Practically speaking, this means that any function can be used in a linear, single-threaded fashion or in a concurrent, asynchronous context.

Add in the errors are values paradigm and Go really starts to look appealing.

Distribution

Distribution is not that big of an issue if you’re just writing dockerized services that deploy to some sort of platform/orchestrator. But, have you ever tried writing a Python cli tool and distributing it to your colleagues? I have. I wouldn’t do it again, even though I love writing small projects in Python.

All three of the aforementioned languages suffer from a similar problem - a reliance on a local runtime and local packages. Bash, another language I enjoy hacking small scripts in, has the same problem.

Additionally, it’s not just cli tools that can be a problem. At a previous job, we had thousands of lines of Jenkins job scripts written in Jenkins-flavored Groovy. Guess what happened when the org decided to move to GitHub Actions?

Yup, all those scripts had to be backported into bash-in-yaml.

What is maddening about the whole thing is that all the code could have been simplified into the classic Unix-y structure:

Take some input from standard in, or read some environment variables.
Do something.
Log to standard err.
Write data for the next thing to consume to standard out.
Exit.

Had we written those scripts in an actual programming language (you know, with tests, and versioned dependencies), then it might not have been the enormous slice of tech debt that it turned into.

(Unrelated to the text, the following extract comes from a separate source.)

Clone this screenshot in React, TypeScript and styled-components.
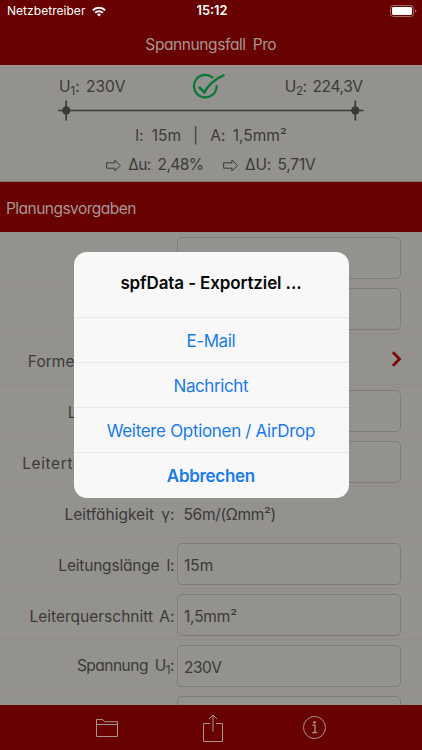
import React from 'react';
import styled, { createGlobalStyle } from 'styled-components';

const red = '#680200';
const gray = '#94928e';
const ink = '#3b3a39';
const pale = '#a79594';

const GlobalStyle = createGlobalStyle`
  * { box-sizing: border-box; }
  body { margin: 0; background: ${gray}; overflow: hidden; }
`;

const Screen = styled.div`
  position: relative;
  width: 422px;
  height: 750px;
  overflow: hidden;
  display: flex;
  flex-direction: column;
  background: ${gray};
  color: ${ink};
  font-family: Inter, 'Open Sans', sans-serif;
  font-feature-settings: 'cv11', 'calt' 0;
  font-size: 15.5px;
  line-height: 20px;
  white-space: pre;
`;

const Text = styled.span<{ $ls?: number; $ws?: number }>`
  letter-spacing: ${(p) => p.$ls ?? 0}px;
  word-spacing: ${(p) => p.$ws ?? 0}px;
  margin-right: ${(p) => -(p.$ls ?? 0)}px;
`;

const Sub = styled.span`
  font-size: 11.5px;
  position: relative;
  top: 3px;
`;

const Header = styled.header`
  flex: none;
  height: 65px;
  background: ${red};
`;

const StatusBar = styled.div`
  height: 22px;
  display: grid;
  grid-template-columns: 1fr auto 1fr;
  align-items: center;
  padding: 0 5px 0 7px;
  color: #fff;
  font-size: 12px;
  font-feature-settings: normal;
`;

const Carrier = styled.div`
  display: flex;
  align-items: center;
  gap: 7px;
`;

const Clock = styled.div`
  font-weight: 600;
  font-size: 12.8px;
`;

const BatterySlot = styled.div`
  display: flex;
  justify-content: flex-end;
`;

const Title = styled.div`
  height: 43px;
  display: flex;
  align-items: center;
  justify-content: center;
  padding-top: 3px;
  color: ${pale};
`;

const Summary = styled.section`
  flex: none;
  height: 117px;
  border-top: 1px solid #a29391;
  border-bottom: 1px solid #8b7370;
`;

const Ends = styled.div`
  height: 34px;
  padding: 6px 59px 0;
  display: flex;
  justify-content: space-between;
`;

const EndValue = styled.div`
  padding-top: 5px;
`;

const CheckSlot = styled.div`
  margin-left: 6px;
  padding-top: 1px;
  height: 28px;
`;

const LineSlot = styled.div`
  height: 21px;
  padding-left: 58px;
`;

const Values = styled.div<{ $gap: number; $top: number }>`
  display: flex;
  justify-content: center;
  align-items: center;
  height: 20px;
  margin-top: ${(p) => p.$top}px;
  gap: ${(p) => p.$gap}px;
`;

const Pair = styled.span`
  display: flex;
  align-items: center;
  gap: 7px;
`;

const Section = styled.h2`
  flex: none;
  margin: 0;
  height: 50px;
  padding: 4px 0 0 6px;
  display: flex;
  align-items: center;
  background: ${red};
  color: ${pale};
  font-size: 15.5px;
  font-weight: 400;
`;

const Form = styled.div`
  flex: 1;
  min-height: 0;
  overflow: hidden;
`;

const Row = styled.div`
  height: 51px;
  display: grid;
  grid-template-columns: 174.5px 1fr;
  column-gap: 2.5px;
  align-items: center;
  padding-right: 21px;
  border-bottom: 1px solid #918c89;
`;

const Label = styled.div<{ $raised?: boolean }>`
  text-align: right;
  padding-top: ${(p) => (p.$raised ? 3 : 5)}px;
`;

const Field = styled.div`
  height: 42px;
  margin-top: 1px;
  border: 1px solid #7d7c7b;
  border-radius: 5px;
  padding: 4px 0 0 6px;
  display: flex;
  align-items: center;
`;

const Plain = styled.div`
  padding: 5px 0 0 6.5px;
`;

const ChevronSlot = styled.div`
  display: flex;
  justify-content: flex-end;
`;

const Toolbar = styled.footer`
  flex: none;
  height: 45px;
  background: ${red};
  display: grid;
  grid-template-columns: 107px 100px 100px;
  align-items: center;
  padding-left: 96px;
`;

const Dialog = styled.div`
  position: absolute;
  left: 73.5px;
  top: 252px;
  width: 275px;
  height: 245.5px;
  border-radius: 13px;
  background: #f8f8f8;
  display: flex;
  flex-direction: column;
  overflow: hidden;
  font-feature-settings: normal;
  font-size: 17px;
`;

const DialogTitle = styled.div`
  height: 65px;
  display: flex;
  align-items: center;
  justify-content: center;
  padding-bottom: 3px;
  color: #0a0a0a;
  font-weight: 600;
`;

const DialogButton = styled.button<{ $bold?: boolean }>`
  flex: 1;
  border: 0;
  border-top: 1px solid #e7e9eb;
  padding: 1px 0 0;
  background: none;
  color: #187bea;
  font: inherit;
  font-weight: ${(p) => (p.$bold ? 600 : 400)};
`;

const Wifi = () => (
  <svg width="14" height="11" viewBox="0 0 14 11" fill="none" stroke="#fff" strokeWidth="2">
    <path d="M.8 4.3a9 9 0 0 1 12.4 0" />
    <path d="M3.2 6.8a5.4 5.4 0 0 1 7.6 0" />
    <path d="M7 10.6 4.9 8.6a3 3 0 0 1 4.2 0z" fill="#fff" stroke="none" />
  </svg>
);

const Battery = () => (
  <svg width="27" height="12" viewBox="0 0 27 12">
    <rect x=".5" y=".5" width="23" height="11" rx="2.8" fill="none" stroke="#a36a69" />
    <rect x="2" y="2" width="20" height="8" rx="1.4" fill="#fff" />
    <path d="M25 4.2q1.5.6 1.5 1.8T25 7.8z" fill="#a36a69" />
  </svg>
);

const Check = () => (
  <svg width="33" height="28" viewBox="0 0 33 28" fill="none" stroke="#087a35" strokeWidth="2.2" strokeLinecap="round">
    <path d="M20.5 4.4A11.3 11.3 0 1 0 24.6 13" />
    <path d="M7.5 14.5 12.4 19.3C15 13.5 23 5.5 31.5 2.4" strokeWidth="2.5" />
  </svg>
);

const Cable = () => (
  <svg width="306" height="21" viewBox="0 0 306 21" stroke={ink} strokeWidth="1.7" fill={ink}>
    <path d="M0 10.5h305.5M8.2 .5v20M297.3.5v20" />
    <circle cx="8.2" cy="10.5" r="3.3" />
    <circle cx="297.3" cy="10.5" r="3.3" />
  </svg>
);

const Arrow = () => (
  <svg width="15" height="13" viewBox="0 0 15 13" fill="none" stroke={ink} strokeWidth="1">
    <path d="M.6 3.8h8.3V1l5.4 5.5L8.9 12V9.2H.6z" />
  </svg>
);

const Chevron = () => (
  <svg width="9" height="16" viewBox="1 0 9 16" fill="none" stroke="#7a0805" strokeWidth="2.7">
    <path d="M1.9 1.2 8.5 8l-6.6 6.8" />
  </svg>
);

const Folder = () => (
  <svg width="22" height="20" viewBox="0 0 22 20" fill="none" stroke={pale} strokeWidth="1">
    <path d="M.5 18.5v-17h6.2l1.6 2.2h13.2v14.8zM.5 6.5h21" />
  </svg>
);

const Share = () => (
  <svg width="20" height="28" viewBox="0 0 20 28" fill="none" stroke={pale} strokeWidth="1">
    <path d="M7 9.5H.5v18h19v-18H13M10 17.5V1M6 5l4-4 4 4" />
  </svg>
);

const Info = () => (
  <svg width="23" height="23" viewBox="0 0 23 23" fill="none" stroke={pale} strokeWidth="1">
    <circle cx="11.5" cy="11.5" r="11" />
    <path d="M9.4 9.2h2.6v7.3M9.2 16.7h5" strokeWidth="1.3" />
    <circle cx="11.5" cy="6.2" r="1.3" fill={pale} stroke="none" />
  </svg>
);

export default function App() {
  return (
    <>
      <GlobalStyle />
      <Screen>
        <Header>
          <StatusBar>
            <Carrier>
              <Text $ls={0.04}>Netzbetreiber</Text>
              <Wifi />
            </Carrier>
            <Clock>15:12</Clock>
            <BatterySlot><Battery /></BatterySlot>
          </StatusBar>
          <Title><Text $ls={-0.4} $ws={3}>Spannungsfall Pro</Text></Title>
        </Header>

        <Summary>
          <Ends>
            <EndValue><Text $ws={2}>U<Sub>1</Sub>: 230V</Text></EndValue>
            <CheckSlot><Check /></CheckSlot>
            <EndValue><Text $ls={-0.4} $ws={2}>U<Sub>2</Sub>: 224,3V</Text></EndValue>
          </Ends>
          <LineSlot><Cable /></LineSlot>
          <Values $gap={12} $top={5}>
            <Text $ws={4}>l: 15m</Text>
            <Text>|</Text>
            <Text $ws={3}>A: 1,5mm²</Text>
          </Values>
          <Values $gap={19} $top={9}>
            <Pair><Arrow /><Text $ls={-0.55} $ws={3}>Δu: 2,48%</Text></Pair>
            <Pair><Arrow /><Text $ls={-0.15} $ws={2}>ΔU: 5,71V</Text></Pair>
          </Values>
        </Summary>

        <Section><Text $ls={-0.53}>Planungsvorgaben</Text></Section>

        <Form>
          <Row><Label /><Field /></Row>
          <Row><Label /><Field /></Row>
          <Row><Label><Text $ls={0.03}>Formelverwendung:</Text></Label><ChevronSlot><Chevron /></ChevronSlot></Row>
          <Row><Label><Text $ls={0.05}>Leitermaterial:</Text></Label><Field /></Row>
          <Row><Label><Text $ls={0.6}>Leitertemperatur ϑ:</Text></Label><Field /></Row>
          <Row><Label><Text $ws={3}>Leitfähigkeit γ:</Text></Label><Plain><Text $ls={-0.3}>56m/(Ωmm²)</Text></Plain></Row>
          <Row><Label><Text $ls={-0.2} $ws={3}>Leitungslänge l:</Text></Label><Field><Text>15m</Text></Field></Row>
          <Row><Label><Text $ws={2}>Leiterquerschnitt A:</Text></Label><Field><Text $ls={-0.2}>1,5mm²</Text></Field></Row>
          <Row><Label $raised><Text $ls={-0.5} $ws={3}>Spannung U<Sub>1</Sub>:</Text></Label><Field><Text $ls={-0.5}>230V</Text></Field></Row>
          <Row><Label /><Field /></Row>
        </Form>

        <Toolbar><Folder /><Share /><Info /></Toolbar>

        <Dialog>
          <DialogTitle><Text $ls={-0.12}>spfData - Exportziel ...</Text></DialogTitle>
          <DialogButton><Text $ls={-0.4}>E-Mail</Text></DialogButton>
          <DialogButton><Text $ls={-0.4}>Nachricht</Text></DialogButton>
          <DialogButton><Text $ls={-0.32}>Weitere Optionen / AirDrop</Text></DialogButton>
          <DialogButton $bold><Text $ls={-0.3}>Abbrechen</Text></DialogButton>
        </Dialog>
      </Screen>
    </>
  );
}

Even better, if the scripts had been written in Go, then they could have just been static binaries. No system dependencies, no runtime. Just curl the tarball, hit it with a little tar xzf “e[x]tract zee file” and you’re good to go.

What’s the catch?

The catch is that Go is not a scripting language. It’s verbose, and highly imperative.

For example, here’s some code to filter a list of objects in both Javascript and Go.

Javascript

const data = [
  { a: [1, 2, 3], b: [4, 5, 6] },
  { c: [7, 8, 9], d: [10, 11, 12] },
  { e: [11, 12, 13], f: [4, 5, 6] },
];

const threshold = 6;
const underThresholdInclusive = data.filter(
  (obj) =>
    !Object.values(obj)
      .flat()
      .some((value) => value > threshold),
);

console.log(underThresholdInclusive); // [{a:[1, 2, 3], b:[4, 5, 6]}]

package main

import "fmt"

func main() {
	data := []map[string][]int{
		{"a": {1, 2, 3}, "b": {4, 5, 6}},
		{"c": {7, 8, 9}, "d": {10, 11, 12}},
		{"e": {11, 12, 13}, "f": {4, 5, 6}},
	}
	threshold := 6
	var underThresholdInclusive []map[string][]int

	for _, m := range data {
		include := true
		for _, sublist := range m {
			for _, v := range sublist {
				if v > threshold {
					include = false
					break
				}
			}
			if !include {
				break
			}
		}
		if include {
			underThresholdInclusive = append(underThresholdInclusive, m)
		}
	}

	fmt.Println(underThresholdInclusive) // [map[a:[1 2 3] b:[4 5 6]]]
}

This is definitely going to fall in the realm of personal preference as to which one you prefer, but the Javascript version is much more succinct.

Also, I don’t think the example I’ve provided is especially contrived. Much of the work in a network-bound scripting context is going to be iterating over JSON responses. It’s a bit of a pick-your-battle situation at the end of the day.